### MATERIAL
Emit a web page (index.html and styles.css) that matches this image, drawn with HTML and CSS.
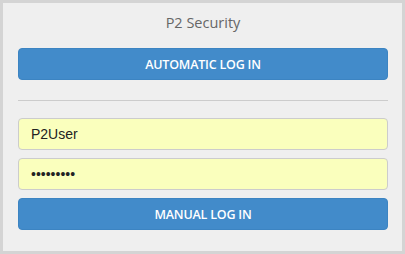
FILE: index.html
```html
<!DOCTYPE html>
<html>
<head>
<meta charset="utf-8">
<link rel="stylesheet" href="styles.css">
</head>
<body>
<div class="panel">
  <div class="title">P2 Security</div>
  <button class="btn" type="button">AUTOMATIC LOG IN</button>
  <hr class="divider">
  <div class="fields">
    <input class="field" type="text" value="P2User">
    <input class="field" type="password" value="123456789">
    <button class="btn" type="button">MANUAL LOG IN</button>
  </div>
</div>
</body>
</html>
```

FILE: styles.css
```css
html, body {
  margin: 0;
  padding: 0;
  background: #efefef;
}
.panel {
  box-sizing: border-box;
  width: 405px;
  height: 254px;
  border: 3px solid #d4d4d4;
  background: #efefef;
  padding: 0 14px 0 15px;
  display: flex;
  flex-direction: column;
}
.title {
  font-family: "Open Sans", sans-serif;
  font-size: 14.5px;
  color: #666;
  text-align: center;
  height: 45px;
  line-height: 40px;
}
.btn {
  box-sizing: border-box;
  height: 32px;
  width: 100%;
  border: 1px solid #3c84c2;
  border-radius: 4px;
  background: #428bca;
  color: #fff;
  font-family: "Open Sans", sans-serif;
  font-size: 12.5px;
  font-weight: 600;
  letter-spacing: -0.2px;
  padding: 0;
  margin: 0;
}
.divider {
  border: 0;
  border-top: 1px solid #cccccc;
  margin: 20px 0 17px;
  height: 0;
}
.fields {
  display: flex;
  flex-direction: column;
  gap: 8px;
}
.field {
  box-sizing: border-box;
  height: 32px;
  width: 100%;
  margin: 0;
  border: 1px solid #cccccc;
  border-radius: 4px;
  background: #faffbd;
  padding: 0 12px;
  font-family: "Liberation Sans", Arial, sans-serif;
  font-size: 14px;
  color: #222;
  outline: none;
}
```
######
- [GOAL]:
Where a line above contains the word "index", copy that line.

- [RIGHT ANSWER]:
Emit a web page (index.html and styles.css) that matches this image, drawn with HTML and CSS.
FILE: index.html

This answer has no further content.